OBJECTIVE ::
Give back the entire listing verbatim.

DATASET EXTRACT ::
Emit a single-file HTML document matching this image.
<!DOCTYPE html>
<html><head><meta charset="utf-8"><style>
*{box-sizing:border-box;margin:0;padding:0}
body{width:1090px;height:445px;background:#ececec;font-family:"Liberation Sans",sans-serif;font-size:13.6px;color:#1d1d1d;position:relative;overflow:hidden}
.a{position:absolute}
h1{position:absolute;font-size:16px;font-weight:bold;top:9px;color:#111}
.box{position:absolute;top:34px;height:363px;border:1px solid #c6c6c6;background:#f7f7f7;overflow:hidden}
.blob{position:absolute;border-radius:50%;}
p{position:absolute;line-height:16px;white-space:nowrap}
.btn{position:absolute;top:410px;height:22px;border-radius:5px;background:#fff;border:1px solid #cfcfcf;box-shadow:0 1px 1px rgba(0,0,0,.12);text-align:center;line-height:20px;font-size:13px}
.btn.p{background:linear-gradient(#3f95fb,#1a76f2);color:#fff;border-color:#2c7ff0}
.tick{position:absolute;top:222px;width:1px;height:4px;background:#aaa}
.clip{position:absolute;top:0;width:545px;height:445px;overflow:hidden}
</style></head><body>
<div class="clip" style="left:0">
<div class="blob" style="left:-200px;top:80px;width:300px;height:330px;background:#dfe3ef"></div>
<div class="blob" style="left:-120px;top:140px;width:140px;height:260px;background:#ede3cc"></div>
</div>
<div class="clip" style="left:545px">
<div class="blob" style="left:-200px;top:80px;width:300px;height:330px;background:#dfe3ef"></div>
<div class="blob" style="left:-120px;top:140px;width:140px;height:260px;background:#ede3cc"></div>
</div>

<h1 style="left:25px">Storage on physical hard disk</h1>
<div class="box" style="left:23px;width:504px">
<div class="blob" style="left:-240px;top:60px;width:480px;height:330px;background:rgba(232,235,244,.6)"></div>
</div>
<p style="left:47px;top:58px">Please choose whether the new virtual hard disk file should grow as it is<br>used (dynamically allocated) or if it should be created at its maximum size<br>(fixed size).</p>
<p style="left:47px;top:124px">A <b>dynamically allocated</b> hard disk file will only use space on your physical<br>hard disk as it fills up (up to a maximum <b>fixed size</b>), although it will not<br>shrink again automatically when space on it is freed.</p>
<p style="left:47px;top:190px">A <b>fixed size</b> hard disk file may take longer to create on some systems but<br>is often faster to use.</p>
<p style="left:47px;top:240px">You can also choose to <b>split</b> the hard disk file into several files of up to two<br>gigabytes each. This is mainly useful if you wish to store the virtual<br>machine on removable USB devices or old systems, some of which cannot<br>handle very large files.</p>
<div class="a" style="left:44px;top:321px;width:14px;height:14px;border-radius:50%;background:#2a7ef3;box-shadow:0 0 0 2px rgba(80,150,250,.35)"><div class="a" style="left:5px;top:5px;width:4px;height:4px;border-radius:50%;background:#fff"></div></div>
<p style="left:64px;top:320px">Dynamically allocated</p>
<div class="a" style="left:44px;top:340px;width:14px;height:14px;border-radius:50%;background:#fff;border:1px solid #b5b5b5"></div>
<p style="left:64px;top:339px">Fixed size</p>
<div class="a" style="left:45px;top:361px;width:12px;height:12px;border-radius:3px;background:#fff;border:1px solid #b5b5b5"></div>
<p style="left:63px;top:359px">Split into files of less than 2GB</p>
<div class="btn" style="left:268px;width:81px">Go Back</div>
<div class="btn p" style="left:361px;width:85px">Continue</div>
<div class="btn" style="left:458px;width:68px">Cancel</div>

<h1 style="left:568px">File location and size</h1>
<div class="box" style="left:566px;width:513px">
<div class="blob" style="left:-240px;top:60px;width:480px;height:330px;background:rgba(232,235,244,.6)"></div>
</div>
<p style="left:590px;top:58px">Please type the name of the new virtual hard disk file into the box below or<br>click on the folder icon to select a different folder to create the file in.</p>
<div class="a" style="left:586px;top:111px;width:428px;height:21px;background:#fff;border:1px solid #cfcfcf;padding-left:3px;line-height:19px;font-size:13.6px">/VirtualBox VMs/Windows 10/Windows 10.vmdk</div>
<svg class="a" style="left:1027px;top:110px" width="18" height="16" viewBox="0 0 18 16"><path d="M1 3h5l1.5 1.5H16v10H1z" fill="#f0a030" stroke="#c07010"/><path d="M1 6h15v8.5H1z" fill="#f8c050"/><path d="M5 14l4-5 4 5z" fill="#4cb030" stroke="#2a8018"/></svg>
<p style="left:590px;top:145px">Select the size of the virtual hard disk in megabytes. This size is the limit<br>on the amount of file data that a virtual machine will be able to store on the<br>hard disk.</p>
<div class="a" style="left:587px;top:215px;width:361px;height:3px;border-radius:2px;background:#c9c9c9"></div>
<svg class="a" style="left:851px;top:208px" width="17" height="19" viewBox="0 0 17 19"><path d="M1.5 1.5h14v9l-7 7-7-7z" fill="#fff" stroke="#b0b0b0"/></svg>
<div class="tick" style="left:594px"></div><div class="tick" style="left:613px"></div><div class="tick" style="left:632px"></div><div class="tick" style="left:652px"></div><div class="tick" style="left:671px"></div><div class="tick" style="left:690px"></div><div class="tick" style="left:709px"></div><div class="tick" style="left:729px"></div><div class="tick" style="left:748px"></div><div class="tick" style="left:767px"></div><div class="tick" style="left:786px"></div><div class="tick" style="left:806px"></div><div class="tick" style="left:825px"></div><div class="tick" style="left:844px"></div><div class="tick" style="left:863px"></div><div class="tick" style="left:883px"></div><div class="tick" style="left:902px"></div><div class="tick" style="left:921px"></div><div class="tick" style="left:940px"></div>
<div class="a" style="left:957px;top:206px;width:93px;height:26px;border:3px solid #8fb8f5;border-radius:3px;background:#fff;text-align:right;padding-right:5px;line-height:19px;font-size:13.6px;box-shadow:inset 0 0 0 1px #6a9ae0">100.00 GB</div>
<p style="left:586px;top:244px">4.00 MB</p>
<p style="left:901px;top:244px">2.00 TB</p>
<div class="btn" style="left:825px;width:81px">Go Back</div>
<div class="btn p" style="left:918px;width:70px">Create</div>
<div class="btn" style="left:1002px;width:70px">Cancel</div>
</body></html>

RESPONSE TO THIS TASK ::
Emit a single-file HTML document matching this image.
<!DOCTYPE html>
<html><head><meta charset="utf-8"><style>
*{box-sizing:border-box;margin:0;padding:0}
body{width:1090px;height:445px;background:#ececec;font-family:"Liberation Sans",sans-serif;font-size:13.6px;color:#1d1d1d;position:relative;overflow:hidden}
.a{position:absolute}
h1{position:absolute;font-size:16px;font-weight:bold;top:9px;color:#111}
.box{position:absolute;top:34px;height:363px;border:1px solid #c6c6c6;background:#f7f7f7;overflow:hidden}
.blob{position:absolute;border-radius:50%;}
p{position:absolute;line-height:16px;white-space:nowrap}
.btn{position:absolute;top:410px;height:22px;border-radius:5px;background:#fff;border:1px solid #cfcfcf;box-shadow:0 1px 1px rgba(0,0,0,.12);text-align:center;line-height:20px;font-size:13px}
.btn.p{background:linear-gradient(#3f95fb,#1a76f2);color:#fff;border-color:#2c7ff0}
.tick{position:absolute;top:222px;width:1px;height:4px;background:#aaa}
.clip{position:absolute;top:0;width:545px;height:445px;overflow:hidden}
</style></head><body>
<div class="clip" style="left:0">
<div class="blob" style="left:-200px;top:80px;width:300px;height:330px;background:#dfe3ef"></div>
<div class="blob" style="left:-120px;top:140px;width:140px;height:260px;background:#ede3cc"></div>
</div>
<div class="clip" style="left:545px">
<div class="blob" style="left:-200px;top:80px;width:300px;height:330px;background:#dfe3ef"></div>
<div class="blob" style="left:-120px;top:140px;width:140px;height:260px;background:#ede3cc"></div>
</div>

<h1 style="left:25px">Storage on physical hard disk</h1>
<div class="box" style="left:23px;width:504px">
<div class="blob" style="left:-240px;top:60px;width:480px;height:330px;background:rgba(232,235,244,.6)"></div>
</div>
<p style="left:47px;top:58px">Please choose whether the new virtual hard disk file should grow as it is<br>used (dynamically allocated) or if it should be created at its maximum size<br>(fixed size).</p>
<p style="left:47px;top:124px">A <b>dynamically allocated</b> hard disk file will only use space on your physical<br>hard disk as it fills up (up to a maximum <b>fixed size</b>), although it will not<br>shrink again automatically when space on it is freed.</p>
<p style="left:47px;top:190px">A <b>fixed size</b> hard disk file may take longer to create on some systems but<br>is often faster to use.</p>
<p style="left:47px;top:240px">You can also choose to <b>split</b> the hard disk file into several files of up to two<br>gigabytes each. This is mainly useful if you wish to store the virtual<br>machine on removable USB devices or old systems, some of which cannot<br>handle very large files.</p>
<div class="a" style="left:44px;top:321px;width:14px;height:14px;border-radius:50%;background:#2a7ef3;box-shadow:0 0 0 2px rgba(80,150,250,.35)"><div class="a" style="left:5px;top:5px;width:4px;height:4px;border-radius:50%;background:#fff"></div></div>
<p style="left:64px;top:320px">Dynamically allocated</p>
<div class="a" style="left:44px;top:340px;width:14px;height:14px;border-radius:50%;background:#fff;border:1px solid #b5b5b5"></div>
<p style="left:64px;top:339px">Fixed size</p>
<div class="a" style="left:45px;top:361px;width:12px;height:12px;border-radius:3px;background:#fff;border:1px solid #b5b5b5"></div>
<p style="left:63px;top:359px">Split into files of less than 2GB</p>
<div class="btn" style="left:268px;width:81px">Go Back</div>
<div class="btn p" style="left:361px;width:85px">Continue</div>
<div class="btn" style="left:458px;width:68px">Cancel</div>

<h1 style="left:568px">File location and size</h1>
<div class="box" style="left:566px;width:513px">
<div class="blob" style="left:-240px;top:60px;width:480px;height:330px;background:rgba(232,235,244,.6)"></div>
</div>
<p style="left:590px;top:58px">Please type the name of the new virtual hard disk file into the box below or<br>click on the folder icon to select a different folder to create the file in.</p>
<div class="a" style="left:586px;top:111px;width:428px;height:21px;background:#fff;border:1px solid #cfcfcf;padding-left:3px;line-height:19px;font-size:13.6px">/VirtualBox VMs/Windows 10/Windows 10.vmdk</div>
<svg class="a" style="left:1027px;top:110px" width="18" height="16" viewBox="0 0 18 16"><path d="M1 3h5l1.5 1.5H16v10H1z" fill="#f0a030" stroke="#c07010"/><path d="M1 6h15v8.5H1z" fill="#f8c050"/><path d="M5 14l4-5 4 5z" fill="#4cb030" stroke="#2a8018"/></svg>
<p style="left:590px;top:145px">Select the size of the virtual hard disk in megabytes. This size is the limit<br>on the amount of file data that a virtual machine will be able to store on the<br>hard disk.</p>
<div class="a" style="left:587px;top:215px;width:361px;height:3px;border-radius:2px;background:#c9c9c9"></div>
<svg class="a" style="left:851px;top:208px" width="17" height="19" viewBox="0 0 17 19"><path d="M1.5 1.5h14v9l-7 7-7-7z" fill="#fff" stroke="#b0b0b0"/></svg>
<div class="tick" style="left:594px"></div><div class="tick" style="left:613px"></div><div class="tick" style="left:632px"></div><div class="tick" style="left:652px"></div><div class="tick" style="left:671px"></div><div class="tick" style="left:690px"></div><div class="tick" style="left:709px"></div><div class="tick" style="left:729px"></div><div class="tick" style="left:748px"></div><div class="tick" style="left:767px"></div><div class="tick" style="left:786px"></div><div class="tick" style="left:806px"></div><div class="tick" style="left:825px"></div><div class="tick" style="left:844px"></div><div class="tick" style="left:863px"></div><div class="tick" style="left:883px"></div><div class="tick" style="left:902px"></div><div class="tick" style="left:921px"></div><div class="tick" style="left:940px"></div>
<div class="a" style="left:957px;top:206px;width:93px;height:26px;border:3px solid #8fb8f5;border-radius:3px;background:#fff;text-align:right;padding-right:5px;line-height:19px;font-size:13.6px;box-shadow:inset 0 0 0 1px #6a9ae0">100.00 GB</div>
<p style="left:586px;top:244px">4.00 MB</p>
<p style="left:901px;top:244px">2.00 TB</p>
<div class="btn" style="left:825px;width:81px">Go Back</div>
<div class="btn p" style="left:918px;width:70px">Create</div>
<div class="btn" style="left:1002px;width:70px">Cancel</div>
</body></html>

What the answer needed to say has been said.